Trumper is an old Mayfair establishment for old establishment clubland types. Leathery skin and the whiff of an alcoholic breakfast was what the other customers seemed to have in common, and the only other young twerp in the room was the PR chap in pink shirt and penny loafers who emerged to look after me. A rash appeared all over my neck later that day, and the stubble that grew soon after had the hard metallic feel of iron shavings pressed though a tea towel.

Would I have experienced such a reaction if I had been more relaxed? Could a barber who had made an effort to soothe my irrational fear have caused the same onslaught of spots that had emerged? To find out, I checked out one of the many new trendy barber shops that have appeared in London in the past few years, catering for footballers rather than the employers of footmen.

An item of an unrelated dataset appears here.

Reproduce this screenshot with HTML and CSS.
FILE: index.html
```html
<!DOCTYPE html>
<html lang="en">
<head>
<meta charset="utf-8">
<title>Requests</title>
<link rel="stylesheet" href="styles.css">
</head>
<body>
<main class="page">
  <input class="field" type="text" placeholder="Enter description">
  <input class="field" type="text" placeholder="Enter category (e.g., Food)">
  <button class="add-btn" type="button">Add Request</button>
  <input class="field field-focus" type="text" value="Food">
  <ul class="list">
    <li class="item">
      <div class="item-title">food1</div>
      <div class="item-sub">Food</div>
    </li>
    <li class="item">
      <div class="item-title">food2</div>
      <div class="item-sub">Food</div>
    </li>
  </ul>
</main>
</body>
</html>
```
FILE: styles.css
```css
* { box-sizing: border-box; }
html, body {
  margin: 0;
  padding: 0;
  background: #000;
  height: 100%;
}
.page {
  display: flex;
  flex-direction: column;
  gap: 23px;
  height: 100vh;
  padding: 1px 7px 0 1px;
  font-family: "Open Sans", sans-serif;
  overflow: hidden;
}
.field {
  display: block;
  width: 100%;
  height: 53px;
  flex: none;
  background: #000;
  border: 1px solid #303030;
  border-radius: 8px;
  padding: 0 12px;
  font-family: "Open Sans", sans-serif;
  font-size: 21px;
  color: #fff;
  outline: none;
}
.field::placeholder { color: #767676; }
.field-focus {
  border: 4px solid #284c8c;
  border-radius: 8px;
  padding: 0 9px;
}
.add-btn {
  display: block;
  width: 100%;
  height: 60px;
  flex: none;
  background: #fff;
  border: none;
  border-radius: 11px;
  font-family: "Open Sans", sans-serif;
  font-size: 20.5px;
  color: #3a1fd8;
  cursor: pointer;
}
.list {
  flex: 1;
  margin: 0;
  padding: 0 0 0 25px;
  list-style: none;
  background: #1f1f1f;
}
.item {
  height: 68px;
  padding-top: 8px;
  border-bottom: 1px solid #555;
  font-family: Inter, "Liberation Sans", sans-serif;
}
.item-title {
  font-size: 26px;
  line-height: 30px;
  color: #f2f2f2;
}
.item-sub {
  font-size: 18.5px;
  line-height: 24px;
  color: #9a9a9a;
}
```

Gentlemen’s Tonic, a slick modern boutique in a mews just off Berkeley Square, is one such place. When I telephoned and explained my little problem, the boutique suggested I come and watch a shave before having it done myself. One Syrian barber shaved another, explaining about following the grain of the hair and pointing out the various trouble spots on the face where special care is required. Charmed by their enthusiasm, and intrigued to hear stories of their longestablished family barber shops back home, I wanted to show my gratitude by agreeing to having a shave myself. But when Khalid flicked open his best razor with great pride, and flashed it through the air with a familiar flourish, it was Brighton Rock all over again and I made my excuses and left.